- REQUIRED TASK
Copy the lines of the data below exactly, starting at the first and stopping after the line that contains "const STAR = 'M0-1"; include no pictures.

- DATA PROVIDED
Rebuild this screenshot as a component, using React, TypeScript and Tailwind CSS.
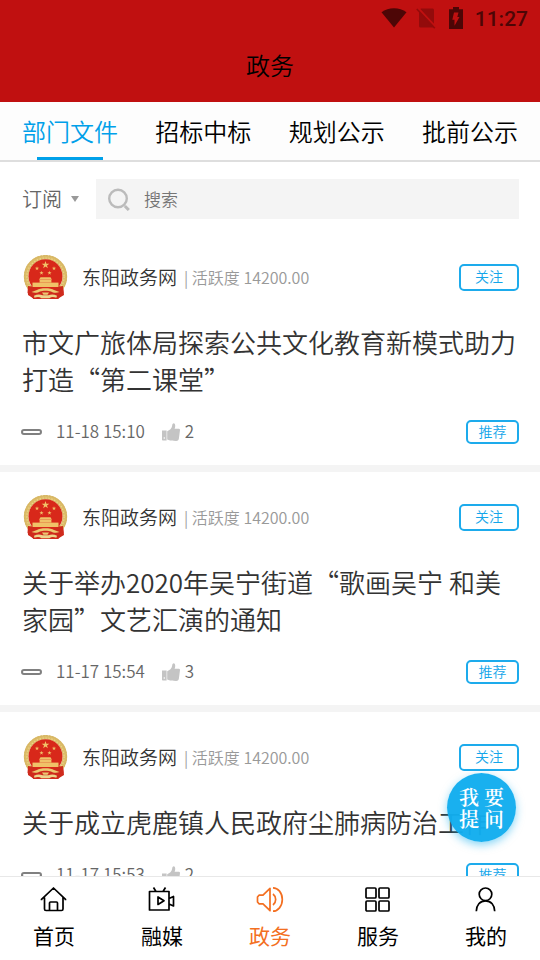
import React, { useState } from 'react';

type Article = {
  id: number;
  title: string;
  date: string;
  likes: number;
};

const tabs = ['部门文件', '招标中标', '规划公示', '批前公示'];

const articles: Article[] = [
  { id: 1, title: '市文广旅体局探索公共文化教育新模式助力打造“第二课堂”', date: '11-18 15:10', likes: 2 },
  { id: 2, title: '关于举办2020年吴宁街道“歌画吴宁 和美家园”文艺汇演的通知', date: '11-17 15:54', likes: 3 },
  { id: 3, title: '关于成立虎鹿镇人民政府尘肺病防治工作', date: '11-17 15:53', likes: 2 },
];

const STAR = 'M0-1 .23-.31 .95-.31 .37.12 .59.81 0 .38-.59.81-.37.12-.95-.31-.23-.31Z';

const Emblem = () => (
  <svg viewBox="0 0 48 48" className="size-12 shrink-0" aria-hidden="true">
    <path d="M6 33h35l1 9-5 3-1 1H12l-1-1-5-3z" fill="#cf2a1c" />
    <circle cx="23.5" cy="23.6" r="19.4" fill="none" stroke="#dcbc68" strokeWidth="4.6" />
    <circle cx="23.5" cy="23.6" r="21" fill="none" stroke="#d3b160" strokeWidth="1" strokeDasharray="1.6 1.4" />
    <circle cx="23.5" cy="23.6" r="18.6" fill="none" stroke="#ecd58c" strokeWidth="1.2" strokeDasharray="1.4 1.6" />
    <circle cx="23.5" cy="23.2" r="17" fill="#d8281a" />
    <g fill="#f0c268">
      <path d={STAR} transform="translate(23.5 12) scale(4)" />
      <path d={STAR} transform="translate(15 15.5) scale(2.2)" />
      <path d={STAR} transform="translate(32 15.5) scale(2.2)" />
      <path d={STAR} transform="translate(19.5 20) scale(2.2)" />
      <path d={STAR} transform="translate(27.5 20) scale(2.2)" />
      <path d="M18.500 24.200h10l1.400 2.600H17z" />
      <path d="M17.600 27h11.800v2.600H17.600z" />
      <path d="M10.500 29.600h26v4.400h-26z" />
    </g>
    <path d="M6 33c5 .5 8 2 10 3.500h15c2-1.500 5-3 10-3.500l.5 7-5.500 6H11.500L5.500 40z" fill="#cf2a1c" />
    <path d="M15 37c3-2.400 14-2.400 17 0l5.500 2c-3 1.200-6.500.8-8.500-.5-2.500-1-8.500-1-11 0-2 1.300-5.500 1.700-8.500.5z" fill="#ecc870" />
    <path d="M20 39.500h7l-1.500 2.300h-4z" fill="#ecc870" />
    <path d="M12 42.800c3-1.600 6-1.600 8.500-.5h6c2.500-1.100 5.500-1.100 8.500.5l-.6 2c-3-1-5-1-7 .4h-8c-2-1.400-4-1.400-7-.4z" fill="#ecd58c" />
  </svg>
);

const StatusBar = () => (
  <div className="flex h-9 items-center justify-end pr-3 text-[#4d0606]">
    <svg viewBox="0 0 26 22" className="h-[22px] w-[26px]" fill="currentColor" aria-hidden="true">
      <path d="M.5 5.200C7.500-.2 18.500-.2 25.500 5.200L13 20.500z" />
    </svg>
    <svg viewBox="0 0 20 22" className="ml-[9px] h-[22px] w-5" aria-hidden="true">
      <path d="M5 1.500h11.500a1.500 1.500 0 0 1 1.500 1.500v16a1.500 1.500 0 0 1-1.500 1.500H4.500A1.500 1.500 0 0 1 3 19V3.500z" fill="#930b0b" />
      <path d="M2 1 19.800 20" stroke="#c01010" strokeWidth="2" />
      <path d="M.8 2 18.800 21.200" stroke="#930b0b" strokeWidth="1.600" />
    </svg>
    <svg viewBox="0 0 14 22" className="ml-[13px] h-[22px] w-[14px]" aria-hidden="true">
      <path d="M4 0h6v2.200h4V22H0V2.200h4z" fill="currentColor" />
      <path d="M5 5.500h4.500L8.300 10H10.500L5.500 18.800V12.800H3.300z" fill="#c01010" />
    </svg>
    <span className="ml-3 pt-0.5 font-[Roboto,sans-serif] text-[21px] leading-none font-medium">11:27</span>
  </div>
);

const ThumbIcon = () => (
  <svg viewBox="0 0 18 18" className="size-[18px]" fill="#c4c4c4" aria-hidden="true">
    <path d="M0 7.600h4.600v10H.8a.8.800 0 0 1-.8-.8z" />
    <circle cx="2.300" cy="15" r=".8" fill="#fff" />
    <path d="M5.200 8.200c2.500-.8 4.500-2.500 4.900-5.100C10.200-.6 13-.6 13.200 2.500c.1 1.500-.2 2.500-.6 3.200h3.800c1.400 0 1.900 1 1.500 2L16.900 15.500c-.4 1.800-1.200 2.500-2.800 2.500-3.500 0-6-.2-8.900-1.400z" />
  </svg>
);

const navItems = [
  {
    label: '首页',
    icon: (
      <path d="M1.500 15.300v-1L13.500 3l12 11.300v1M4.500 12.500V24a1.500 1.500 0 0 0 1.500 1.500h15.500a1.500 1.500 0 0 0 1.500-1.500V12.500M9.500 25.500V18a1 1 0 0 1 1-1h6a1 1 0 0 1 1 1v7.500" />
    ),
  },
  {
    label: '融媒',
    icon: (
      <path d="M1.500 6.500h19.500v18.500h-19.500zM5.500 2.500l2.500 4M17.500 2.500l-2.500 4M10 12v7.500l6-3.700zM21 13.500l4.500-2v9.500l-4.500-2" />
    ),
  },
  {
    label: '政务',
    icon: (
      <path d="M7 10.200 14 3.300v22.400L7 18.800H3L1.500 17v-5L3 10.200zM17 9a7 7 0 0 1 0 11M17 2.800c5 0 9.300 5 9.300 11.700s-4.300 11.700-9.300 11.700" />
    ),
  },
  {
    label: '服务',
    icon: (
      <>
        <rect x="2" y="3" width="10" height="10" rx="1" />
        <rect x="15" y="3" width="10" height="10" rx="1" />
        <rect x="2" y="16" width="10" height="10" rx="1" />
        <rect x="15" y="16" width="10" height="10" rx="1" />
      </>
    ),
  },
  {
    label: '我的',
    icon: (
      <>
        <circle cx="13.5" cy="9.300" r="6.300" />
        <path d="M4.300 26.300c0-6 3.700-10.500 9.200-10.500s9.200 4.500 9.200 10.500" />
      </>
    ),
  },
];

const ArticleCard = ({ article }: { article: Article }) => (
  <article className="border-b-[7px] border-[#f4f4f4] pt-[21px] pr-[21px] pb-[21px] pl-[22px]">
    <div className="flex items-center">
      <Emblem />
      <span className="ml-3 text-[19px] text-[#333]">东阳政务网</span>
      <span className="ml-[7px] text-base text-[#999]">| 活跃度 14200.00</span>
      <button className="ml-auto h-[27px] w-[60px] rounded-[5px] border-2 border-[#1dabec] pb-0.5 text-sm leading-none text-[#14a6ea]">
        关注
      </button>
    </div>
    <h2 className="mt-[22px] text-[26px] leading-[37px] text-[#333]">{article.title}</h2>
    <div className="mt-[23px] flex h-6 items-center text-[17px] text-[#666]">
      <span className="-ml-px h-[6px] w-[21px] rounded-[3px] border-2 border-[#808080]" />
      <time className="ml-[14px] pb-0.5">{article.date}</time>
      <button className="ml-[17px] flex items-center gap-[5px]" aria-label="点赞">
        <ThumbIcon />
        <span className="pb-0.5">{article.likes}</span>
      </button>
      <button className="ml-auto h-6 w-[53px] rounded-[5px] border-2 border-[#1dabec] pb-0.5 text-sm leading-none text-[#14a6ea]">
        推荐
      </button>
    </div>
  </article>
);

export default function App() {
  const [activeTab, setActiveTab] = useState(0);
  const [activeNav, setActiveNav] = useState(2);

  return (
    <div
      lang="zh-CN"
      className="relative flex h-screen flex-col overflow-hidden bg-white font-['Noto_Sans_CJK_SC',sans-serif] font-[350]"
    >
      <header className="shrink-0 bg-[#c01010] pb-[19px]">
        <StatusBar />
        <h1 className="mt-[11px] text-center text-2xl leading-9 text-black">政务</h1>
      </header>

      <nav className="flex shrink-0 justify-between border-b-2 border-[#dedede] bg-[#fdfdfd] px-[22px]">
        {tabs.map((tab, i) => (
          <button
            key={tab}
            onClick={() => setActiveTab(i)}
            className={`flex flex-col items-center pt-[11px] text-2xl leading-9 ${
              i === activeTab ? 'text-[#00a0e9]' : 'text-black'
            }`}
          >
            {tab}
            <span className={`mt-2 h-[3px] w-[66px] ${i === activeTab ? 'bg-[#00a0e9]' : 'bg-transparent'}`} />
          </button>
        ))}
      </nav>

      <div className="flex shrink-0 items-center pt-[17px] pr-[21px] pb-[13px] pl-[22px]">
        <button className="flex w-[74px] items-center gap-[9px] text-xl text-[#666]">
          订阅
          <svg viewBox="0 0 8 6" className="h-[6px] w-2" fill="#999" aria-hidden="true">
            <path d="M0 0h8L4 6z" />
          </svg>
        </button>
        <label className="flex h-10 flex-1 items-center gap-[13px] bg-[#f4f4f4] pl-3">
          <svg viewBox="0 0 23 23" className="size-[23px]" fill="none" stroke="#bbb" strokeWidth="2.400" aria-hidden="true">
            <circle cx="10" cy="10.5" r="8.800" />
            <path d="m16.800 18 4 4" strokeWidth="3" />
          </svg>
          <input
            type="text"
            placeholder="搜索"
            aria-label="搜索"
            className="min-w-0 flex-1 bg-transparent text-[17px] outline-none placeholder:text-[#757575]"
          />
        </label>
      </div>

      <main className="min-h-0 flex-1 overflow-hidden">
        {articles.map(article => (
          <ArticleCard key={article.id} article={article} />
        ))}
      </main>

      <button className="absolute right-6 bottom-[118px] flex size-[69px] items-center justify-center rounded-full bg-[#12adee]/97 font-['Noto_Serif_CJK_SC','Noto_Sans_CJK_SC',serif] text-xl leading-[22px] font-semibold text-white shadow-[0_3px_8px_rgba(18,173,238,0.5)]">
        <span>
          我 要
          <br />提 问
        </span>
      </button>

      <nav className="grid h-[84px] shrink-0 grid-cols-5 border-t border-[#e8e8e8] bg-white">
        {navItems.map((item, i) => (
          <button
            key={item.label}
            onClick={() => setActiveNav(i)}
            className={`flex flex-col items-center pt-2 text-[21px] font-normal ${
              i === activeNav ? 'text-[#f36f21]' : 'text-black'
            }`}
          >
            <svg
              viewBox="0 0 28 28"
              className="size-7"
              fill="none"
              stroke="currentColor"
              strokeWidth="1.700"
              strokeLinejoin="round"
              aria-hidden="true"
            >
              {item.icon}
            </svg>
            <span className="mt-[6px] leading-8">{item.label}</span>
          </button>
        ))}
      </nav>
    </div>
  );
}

- TASK ANSWER
Rebuild this screenshot as a component, using React, TypeScript and Tailwind CSS.
import React, { useState } from 'react';

type Article = {
  id: number;
  title: string;
  date: string;
  likes: number;
};

const tabs = ['部门文件', '招标中标', '规划公示', '批前公示'];

const articles: Article[] = [
  { id: 1, title: '市文广旅体局探索公共文化教育新模式助力打造“第二课堂”', date: '11-18 15:10', likes: 2 },
  { id: 2, title: '关于举办2020年吴宁街道“歌画吴宁 和美家园”文艺汇演的通知', date: '11-17 15:54', likes: 3 },
  { id: 3, title: '关于成立虎鹿镇人民政府尘肺病防治工作', date: '11-17 15:53', likes: 2 },
];

const STAR = 'M0-1 .23-.31 .95-.31 .37.12 .59.81 0 .38-.59.81-.37.12-.95-.31-.23-.31Z';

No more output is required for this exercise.